- _TASK_:
All entries below need to be written out exactly, but without their pictures.

(Code that builds pages)

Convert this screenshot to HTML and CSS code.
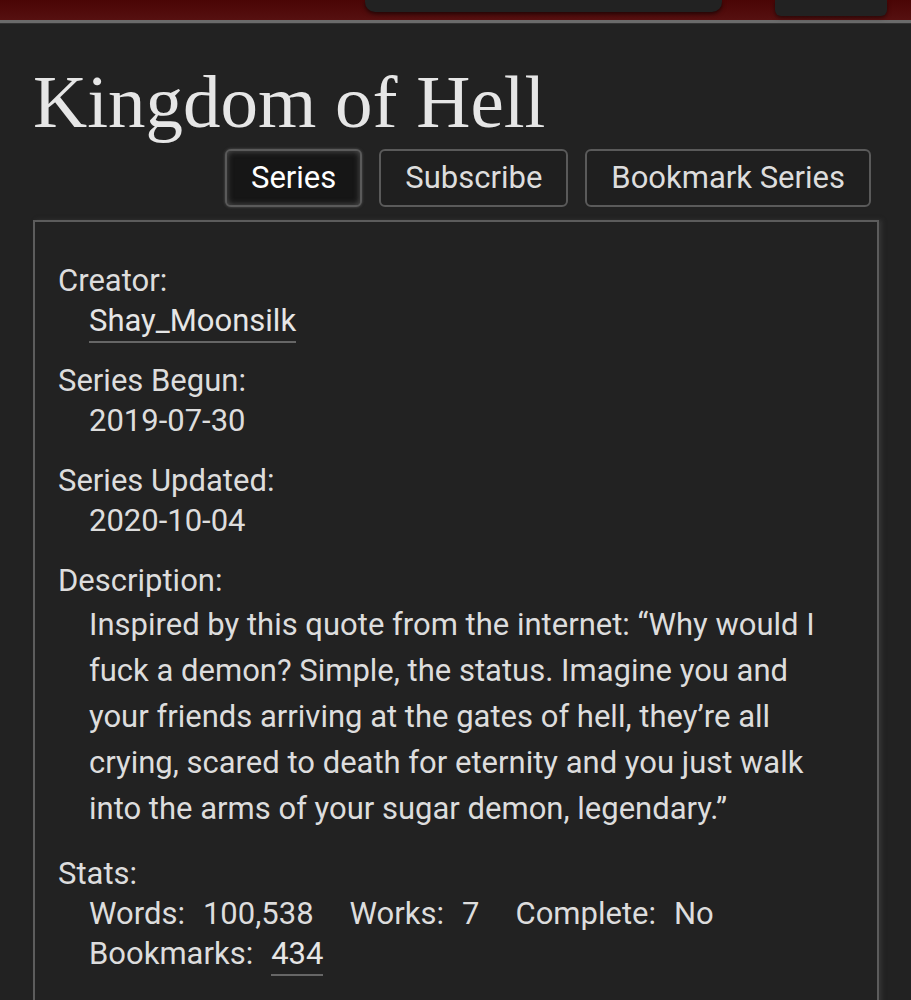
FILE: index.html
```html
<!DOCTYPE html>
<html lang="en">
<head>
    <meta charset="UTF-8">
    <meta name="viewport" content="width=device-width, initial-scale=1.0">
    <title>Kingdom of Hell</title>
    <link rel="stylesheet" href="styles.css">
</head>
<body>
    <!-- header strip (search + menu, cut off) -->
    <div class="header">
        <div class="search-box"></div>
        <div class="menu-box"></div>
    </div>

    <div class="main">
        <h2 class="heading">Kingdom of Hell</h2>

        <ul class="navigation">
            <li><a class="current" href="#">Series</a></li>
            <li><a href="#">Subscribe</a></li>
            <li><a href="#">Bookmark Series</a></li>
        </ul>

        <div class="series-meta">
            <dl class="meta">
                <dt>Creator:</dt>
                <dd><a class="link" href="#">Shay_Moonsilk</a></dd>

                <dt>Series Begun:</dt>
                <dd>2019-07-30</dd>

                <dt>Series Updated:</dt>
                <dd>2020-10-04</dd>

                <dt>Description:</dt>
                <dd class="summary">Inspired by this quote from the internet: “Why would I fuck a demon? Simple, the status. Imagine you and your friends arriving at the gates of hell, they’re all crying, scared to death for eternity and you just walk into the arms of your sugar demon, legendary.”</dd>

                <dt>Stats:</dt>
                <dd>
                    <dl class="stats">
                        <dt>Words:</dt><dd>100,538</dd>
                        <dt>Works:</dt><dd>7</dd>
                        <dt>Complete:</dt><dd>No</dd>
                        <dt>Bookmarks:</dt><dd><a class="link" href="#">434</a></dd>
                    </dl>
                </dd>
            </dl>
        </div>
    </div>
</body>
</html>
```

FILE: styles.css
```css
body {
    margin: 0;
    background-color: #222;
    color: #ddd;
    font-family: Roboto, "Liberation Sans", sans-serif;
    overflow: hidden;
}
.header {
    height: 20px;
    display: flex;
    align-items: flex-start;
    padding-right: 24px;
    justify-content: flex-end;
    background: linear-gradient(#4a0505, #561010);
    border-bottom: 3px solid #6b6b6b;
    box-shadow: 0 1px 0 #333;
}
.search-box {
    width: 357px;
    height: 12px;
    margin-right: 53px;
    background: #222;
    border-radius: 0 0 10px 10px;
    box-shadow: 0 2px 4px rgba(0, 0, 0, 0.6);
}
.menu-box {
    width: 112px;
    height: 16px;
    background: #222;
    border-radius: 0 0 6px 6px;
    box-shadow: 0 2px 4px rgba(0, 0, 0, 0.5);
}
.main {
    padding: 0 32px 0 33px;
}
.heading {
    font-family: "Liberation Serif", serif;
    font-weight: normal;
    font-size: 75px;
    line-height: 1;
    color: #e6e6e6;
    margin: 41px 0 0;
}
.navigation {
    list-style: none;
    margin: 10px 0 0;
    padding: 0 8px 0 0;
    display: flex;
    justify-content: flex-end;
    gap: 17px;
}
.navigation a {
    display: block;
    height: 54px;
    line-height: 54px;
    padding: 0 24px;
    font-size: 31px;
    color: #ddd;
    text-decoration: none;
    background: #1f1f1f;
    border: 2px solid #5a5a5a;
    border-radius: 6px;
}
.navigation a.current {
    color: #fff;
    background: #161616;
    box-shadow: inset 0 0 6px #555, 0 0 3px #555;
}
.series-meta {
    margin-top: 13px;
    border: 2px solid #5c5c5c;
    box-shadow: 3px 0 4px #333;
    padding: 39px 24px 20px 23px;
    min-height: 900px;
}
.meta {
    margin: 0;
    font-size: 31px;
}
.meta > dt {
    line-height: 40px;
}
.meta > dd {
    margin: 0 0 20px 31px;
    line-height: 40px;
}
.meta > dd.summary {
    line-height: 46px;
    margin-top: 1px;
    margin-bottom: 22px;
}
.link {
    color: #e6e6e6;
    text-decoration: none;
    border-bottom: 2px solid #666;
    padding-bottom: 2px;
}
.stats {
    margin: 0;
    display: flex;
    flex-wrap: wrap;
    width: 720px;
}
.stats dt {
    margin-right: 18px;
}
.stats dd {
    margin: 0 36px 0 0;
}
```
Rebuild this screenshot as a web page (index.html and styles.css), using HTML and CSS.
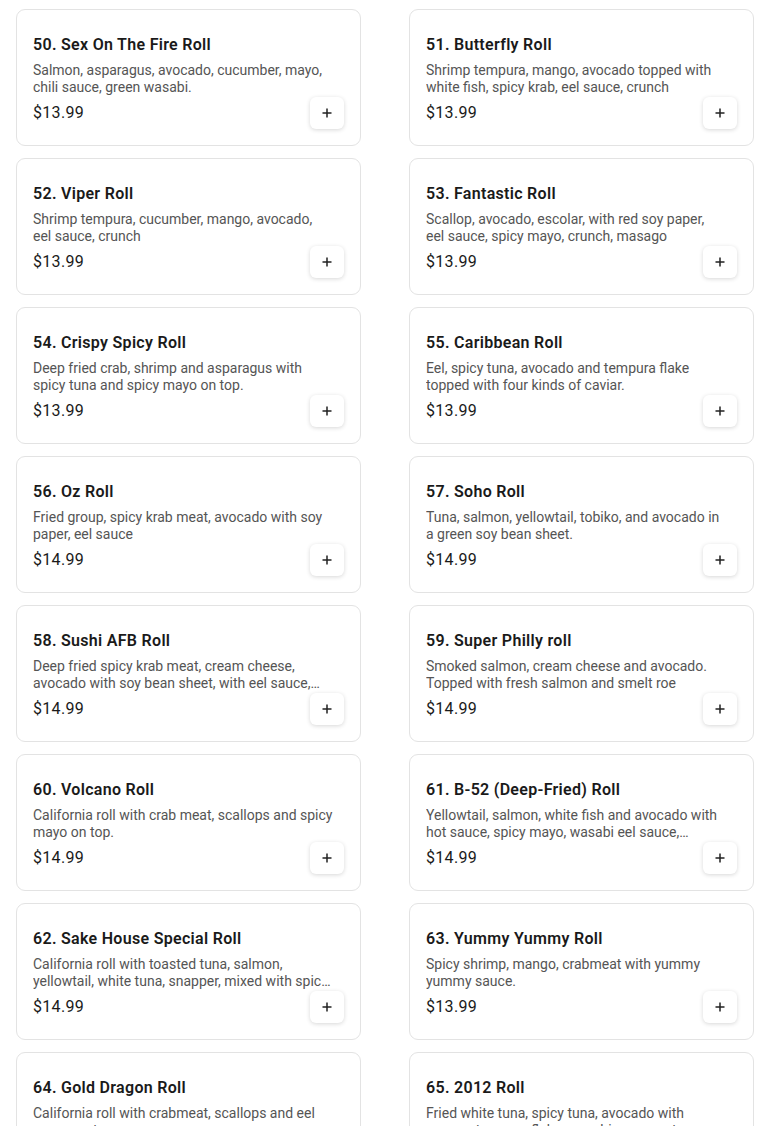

- _SOLUTION FOR THIS TASK_:
Convert this screenshot to HTML and CSS code.
FILE: index.html
```html
<!DOCTYPE html>
<html lang="en">
<head>
    <meta charset="UTF-8">
    <meta name="viewport" content="width=device-width, initial-scale=1.0">
    <title>Kingdom of Hell</title>
    <link rel="stylesheet" href="styles.css">
</head>
<body>
    <!-- header strip (search + menu, cut off) -->
    <div class="header">
        <div class="search-box"></div>
        <div class="menu-box"></div>
    </div>

    <div class="main">
        <h2 class="heading">Kingdom of Hell</h2>

        <ul class="navigation">
            <li><a class="current" href="#">Series</a></li>
            <li><a href="#">Subscribe</a></li>
            <li><a href="#">Bookmark Series</a></li>
        </ul>

        <div class="series-meta">
            <dl class="meta">
                <dt>Creator:</dt>
                <dd><a class="link" href="#">Shay_Moonsilk</a></dd>

                <dt>Series Begun:</dt>
                <dd>2019-07-30</dd>

                <dt>Series Updated:</dt>
                <dd>2020-10-04</dd>

                <dt>Description:</dt>
                <dd class="summary">Inspired by this quote from the internet: “Why would I fuck a demon? Simple, the status. Imagine you and your friends arriving at the gates of hell, they’re all crying, scared to death for eternity and you just walk into the arms of your sugar demon, legendary.”</dd>

                <dt>Stats:</dt>
                <dd>
                    <dl class="stats">
                        <dt>Words:</dt><dd>100,538</dd>
                        <dt>Works:</dt><dd>7</dd>
                        <dt>Complete:</dt><dd>No</dd>
                        <dt>Bookmarks:</dt><dd><a class="link" href="#">434</a></dd>
                    </dl>
                </dd>
            </dl>
        </div>
    </div>
</body>
</html>
```

FILE: styles.css
```css
body {
    margin: 0;
    background-color: #222;
    color: #ddd;
    font-family: Roboto, "Liberation Sans", sans-serif;
    overflow: hidden;
}
.header {
    height: 20px;
    display: flex;
    align-items: flex-start;
    padding-right: 24px;
    justify-content: flex-end;
    background: linear-gradient(#4a0505, #561010);
    border-bottom: 3px solid #6b6b6b;
    box-shadow: 0 1px 0 #333;
}
.search-box {
    width: 357px;
    height: 12px;
    margin-right: 53px;
    background: #222;
    border-radius: 0 0 10px 10px;
    box-shadow: 0 2px 4px rgba(0, 0, 0, 0.6);
}
.menu-box {
    width: 112px;
    height: 16px;
    background: #222;
    border-radius: 0 0 6px 6px;
    box-shadow: 0 2px 4px rgba(0, 0, 0, 0.5);
}
.main {
    padding: 0 32px 0 33px;
}
.heading {
    font-family: "Liberation Serif", serif;
    font-weight: normal;
    font-size: 75px;
    line-height: 1;
    color: #e6e6e6;
    margin: 41px 0 0;
}
.navigation {
    list-style: none;
    margin: 10px 0 0;
    padding: 0 8px 0 0;
    display: flex;
    justify-content: flex-end;
    gap: 17px;
}
.navigation a {
    display: block;
    height: 54px;
    line-height: 54px;
    padding: 0 24px;
    font-size: 31px;
    color: #ddd;
    text-decoration: none;
    background: #1f1f1f;
    border: 2px solid #5a5a5a;
    border-radius: 6px;
}
.navigation a.current {
    color: #fff;
    background: #161616;
    box-shadow: inset 0 0 6px #555, 0 0 3px #555;
}
.series-meta {
    margin-top: 13px;
    border: 2px solid #5c5c5c;
    box-shadow: 3px 0 4px #333;
    padding: 39px 24px 20px 23px;
    min-height: 900px;
}
.meta {
    margin: 0;
    font-size: 31px;
}
.meta > dt {
    line-height: 40px;
}
.meta > dd {
    margin: 0 0 20px 31px;
    line-height: 40px;
}
.meta > dd.summary {
    line-height: 46px;
    margin-top: 1px;
    margin-bottom: 22px;
}
.link {
    color: #e6e6e6;
    text-decoration: none;
    border-bottom: 2px solid #666;
    padding-bottom: 2px;
}
.stats {
    margin: 0;
    display: flex;
    flex-wrap: wrap;
    width: 720px;
}
.stats dt {
    margin-right: 18px;
}
.stats dd {
    margin: 0 36px 0 0;
}
```
Rebuild this screenshot as a web page (index.html and styles.css), using HTML and CSS.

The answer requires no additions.